Create, configure, and run transformations to perform ETL tasks as part of a workflow.

After you run a transformation, review results to validate output and troubleshoot issues.

circle-info

You can schedule a transformation to run once or on a recurring schedule. See Schedule a transformation or job.

In this topic:

Create a transformation

Create a transformation to arrange a network of logical ETL tasks, called steps, into a data workflow.

To create a transformation in Pipeline Designer, complete these steps:

  1. Sign in to the Pentaho User Console.

  2. Open Pipeline Designer:

    • If you are using Modern Design, in the left menu, select Pipeline Designer.

    • If you are using Classic Design, select Switch to the Modern Design. Then select Pipeline Designer.

    Pipeline Designer opens with the Quick Access section expanded.

  3. In the Transformation card, select Create Transformation.

    A new, blank transformation opens with the Design pane selected.

  4. Add steps to the transformation:

    1. In the Design pane, search for or browse to each step you want to use.

      You may need to expand sections in the Design pane to find steps.

    2. Drag the steps you want to use onto the canvas.

  5. Hover over a step to open the step menu.

    Select one of these options:

    • Delete: Delete the step from the canvas.

    • Edit: Open the step window and configure step properties.

      To learn about the step, in the lower-left corner, select Help.

    • Duplicate: Add a copy of the step to the canvas.

    • More Actions > Change Number of Copies: Set how many parallel copies run.

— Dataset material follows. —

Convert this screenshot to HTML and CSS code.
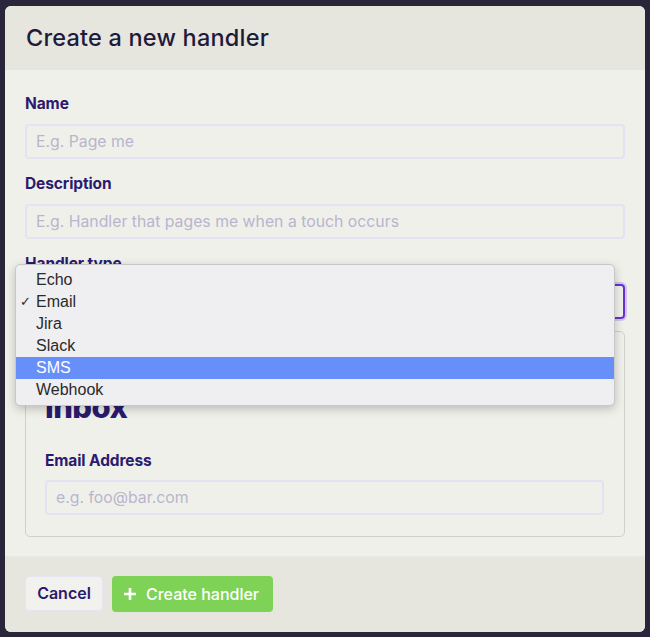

      In Number of copies (1 or higher), you can enter a number or a variable.

      To insert a variable, select the Select variable to insert icon.

    • More Actions > Data Movement: Choose how rows move to next steps.

      • Round-Robin: Distribute rows evenly across step copies.

      • Load Balance: Route rows to the step copy with the lightest load.

      • Copy Data to Next Steps: Send each row to all parallel step copies.

  6. Add hops between steps:

    Hover over a step handle until a plus sign (+) appears. Drag the connection to the handle of another step.

  7. Optional: Add a note on the canvas:

    In the canvas toolbar, select Add Note. In Notes, enter your note, then select Save.

    You can format the note in Notes. Select Style, then set font, color, and shadow options.

  8. Save the transformation:

    1. Select Save.

      The Select File or Directory dialog box opens.

    2. Search for or browse to the repository folder where you want to save.

    3. Optional: Create a folder.

      Select New Folder, enter a folder name, then select Save.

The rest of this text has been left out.